Mrs. Federowicz remains optimistic that the slow real estate market here is only temporary. She said there are plenty of interested and capable buyers, although they may be inclined to wait and see what happens with the national economy and Island housing market before making a move.
“People want to see how things fall. On the one hand you have people with funds available who see a great opportunity to take advantage of some great buying opportunities that weren’t previously there. On the other hand you have cautious sellers who are not going to lower prices because of temporary fluctuations in the market,” she said, adding:
“I think there will be a healthy market come next summer; it just may take a little time to sort this all out.”
Alan Schweikert, owner of Ocean Park Realty in Oak Bluffs, said the sluggish market has prompted some sellers to take their homes off the market, although most of those are still listening to offers and would sell for the right price. He said the average time for homes to stay on the market is now well over a year; which is in sharp contrast to previous years when homes would sell in a matter of months.
He said some sellers have lowered their asking price, although others are waiting to see what happens before changing their price. He said the trend is for lower-end homes — those selling for between $500,000 and $700,000 — to be more affected by the economic crisis and to stay on the market longer.
The buyers and sellers of higher-end homes — those that sell for $2 million or more — are less likely to be affected, he said.
“As a general rule those people who can afford to buy a $2 million home on the Vineyard are more insulated from changes [in the economy]. It’s those people looking to buy a home for $500,000 or $600,000 who may get frightened more by a down economy,” he said.
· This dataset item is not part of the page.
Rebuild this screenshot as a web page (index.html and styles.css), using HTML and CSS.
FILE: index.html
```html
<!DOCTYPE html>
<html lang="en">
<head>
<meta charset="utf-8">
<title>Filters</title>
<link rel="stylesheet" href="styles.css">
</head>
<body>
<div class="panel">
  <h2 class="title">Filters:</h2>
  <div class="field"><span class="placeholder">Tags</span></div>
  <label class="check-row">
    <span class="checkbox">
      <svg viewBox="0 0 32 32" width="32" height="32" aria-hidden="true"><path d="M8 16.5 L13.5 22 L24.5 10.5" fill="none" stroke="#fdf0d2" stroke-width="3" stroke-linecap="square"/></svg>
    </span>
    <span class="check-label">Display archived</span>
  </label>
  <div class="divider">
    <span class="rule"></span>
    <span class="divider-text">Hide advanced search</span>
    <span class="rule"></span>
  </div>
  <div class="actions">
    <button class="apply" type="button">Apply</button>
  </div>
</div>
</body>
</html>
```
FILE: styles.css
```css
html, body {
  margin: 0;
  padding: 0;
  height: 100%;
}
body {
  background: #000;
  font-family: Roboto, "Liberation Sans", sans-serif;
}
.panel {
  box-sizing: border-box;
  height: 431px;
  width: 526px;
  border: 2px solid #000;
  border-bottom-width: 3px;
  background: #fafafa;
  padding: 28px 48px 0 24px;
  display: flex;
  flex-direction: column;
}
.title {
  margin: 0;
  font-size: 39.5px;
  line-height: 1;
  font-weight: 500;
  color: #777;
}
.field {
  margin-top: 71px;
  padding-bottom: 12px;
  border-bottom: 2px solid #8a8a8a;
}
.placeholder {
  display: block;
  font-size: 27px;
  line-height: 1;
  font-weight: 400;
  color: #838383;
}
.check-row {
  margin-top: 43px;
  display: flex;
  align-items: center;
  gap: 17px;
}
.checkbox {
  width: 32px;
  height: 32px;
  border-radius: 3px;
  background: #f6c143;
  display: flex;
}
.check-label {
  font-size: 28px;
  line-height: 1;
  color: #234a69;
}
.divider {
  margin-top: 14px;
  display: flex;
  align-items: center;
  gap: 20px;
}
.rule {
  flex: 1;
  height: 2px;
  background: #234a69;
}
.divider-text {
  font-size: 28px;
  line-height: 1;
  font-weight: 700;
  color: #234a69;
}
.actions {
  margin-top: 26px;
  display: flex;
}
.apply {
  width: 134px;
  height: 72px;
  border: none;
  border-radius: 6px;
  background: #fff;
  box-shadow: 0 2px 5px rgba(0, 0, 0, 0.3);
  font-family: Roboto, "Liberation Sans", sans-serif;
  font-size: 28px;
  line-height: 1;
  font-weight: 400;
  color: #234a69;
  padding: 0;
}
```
Abby Rabinovitz, principal of Tea Lane Associates in Chilmark, confirmed sales at her firm are down from last year. “It’s a challenging market, there is no question. But we’ve seen slow times before and it’s always picked up,” she said.
Ms. Rabinovitz agreed people looking for more expensive homes are less likely to be pushed out of the market. She said she doubted the real estate market here will experience a prolonged downturn, due to the marketability and natural beauty of the Island.
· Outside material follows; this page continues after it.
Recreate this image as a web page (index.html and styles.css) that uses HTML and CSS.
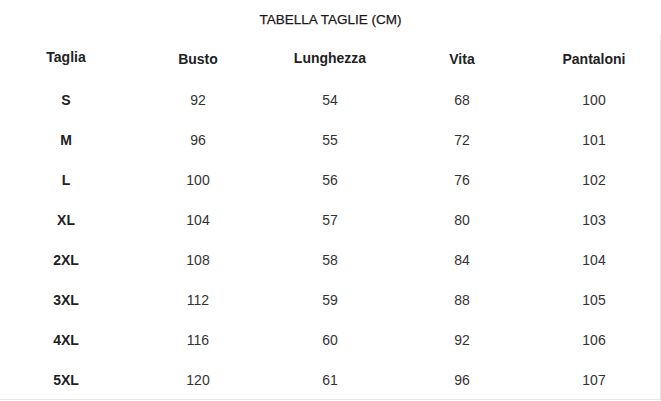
FILE: index.html
```html
<!DOCTYPE html>
<html lang="it">
<head>
<meta charset="utf-8">
<link rel="stylesheet" href="styles.css">
</head>
<body>
<div class="title">TABELLA TAGLIE (CM)</div>
<div class="table">
  <div class="row head">
    <div class="cell up2">Taglia</div>
    <div class="cell">Busto</div>
    <div class="cell up1">Lunghezza</div>
    <div class="cell">Vita</div>
    <div class="cell">Pantaloni</div>
  </div>
  <div class="row"><div class="cell size">S</div><div class="cell">92</div><div class="cell">54</div><div class="cell">68</div><div class="cell">100</div></div>
  <div class="row"><div class="cell size">M</div><div class="cell">96</div><div class="cell">55</div><div class="cell">72</div><div class="cell">101</div></div>
  <div class="row"><div class="cell size">L</div><div class="cell">100</div><div class="cell">56</div><div class="cell">76</div><div class="cell">102</div></div>
  <div class="row"><div class="cell size">XL</div><div class="cell">104</div><div class="cell">57</div><div class="cell">80</div><div class="cell">103</div></div>
  <div class="row"><div class="cell size">2XL</div><div class="cell">108</div><div class="cell">58</div><div class="cell">84</div><div class="cell">104</div></div>
  <div class="row"><div class="cell size">3XL</div><div class="cell">112</div><div class="cell">59</div><div class="cell">88</div><div class="cell">105</div></div>
  <div class="row"><div class="cell size">4XL</div><div class="cell">116</div><div class="cell">60</div><div class="cell">92</div><div class="cell">106</div></div>
  <div class="row"><div class="cell size">5XL</div><div class="cell">120</div><div class="cell">61</div><div class="cell">96</div><div class="cell">107</div></div>
</div>
</body>
</html>
```

FILE: styles.css
```css
html, body {
  margin: 0;
  padding: 0;
  background: #fff;
}
body {
  font-family: "Liberation Sans", Arial, sans-serif;
  color: #333;
  width: 661px;
}
.title {
  height: 35px;
  box-sizing: border-box;
  padding-top: 4px;
  line-height: 31px;
  font-size: 13.5px;
  text-align: center;
  color: #1a1a1a;
  -webkit-text-stroke: 0.25px #1a1a1a;
}
.table {
  width: 660px;
  border-right: 1px solid #e6e6e6;
  border-bottom: 1px solid #e6e6e6;
}
.row {
  display: grid;
  grid-template-columns: repeat(5, 132px);
  height: 40px;
}
.row.head {
  height: 44px;
}
.cell {
  display: flex;
  align-items: center;
  justify-content: center;
  font-size: 14px;
  padding-top: 2px;
  box-sizing: border-box;
}
.head .cell {
  font-weight: bold;
  color: #222;
  padding-top: 3px;
}
.head .cell.up2 {
  padding-top: 0;
}
.head .cell.up1 {
  padding-top: 1px;
}
.cell.size {
  font-weight: bold;
  color: #222;
}
```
“People still want to live here and they will always want to live here. That will never change,” she said.
Chris Wells, president and chief executive officer of the Martha’s Vineyard Savings Bank, said the Vineyard economy is in better shape compared to other markets because local banks, for the most part, did not get involved in subprime lending.
“We didn’t get into situations where we were overextended. That may have drawn criticism from some potential buyers [who did not qualify for loans], but as a result our delinquency rates are fairly low and our loan values are fairly conservative in aggregate,” he said.
Mr. Wells drew comparisons between the current economic crisis and 1987 when stock markets around the world crashed. That crash had a tangible effect on the Vineyard real estate market, although he noted the market of 20 years ago was elevated by a different type of leverage.
“Back then the people buying homes on the Vineyard for the most part did not live here; they were buying homes simply as investments. This time around the market was driven by actual homeowners, many of whom speculated themselves by purchasing a home. They figured they would enjoy the home for a few summers and then sell it for a profit,” he said.
Mr. Wells said he has seen evidence that the construction industry, which is closely tied to the real estate market, is also going through a flat period. But overall, he said homeowners with mortgages are not having a hard time paying their bills; delinquency rates are low and deposits are steady.
But he said it is hard to predict when the real estate market might pick up, largely due to the tentative nature of both buyers and sellers. “Right now it’s a little tug of war between the buyers and sellers . . . it may come down to who blinks first,” he said.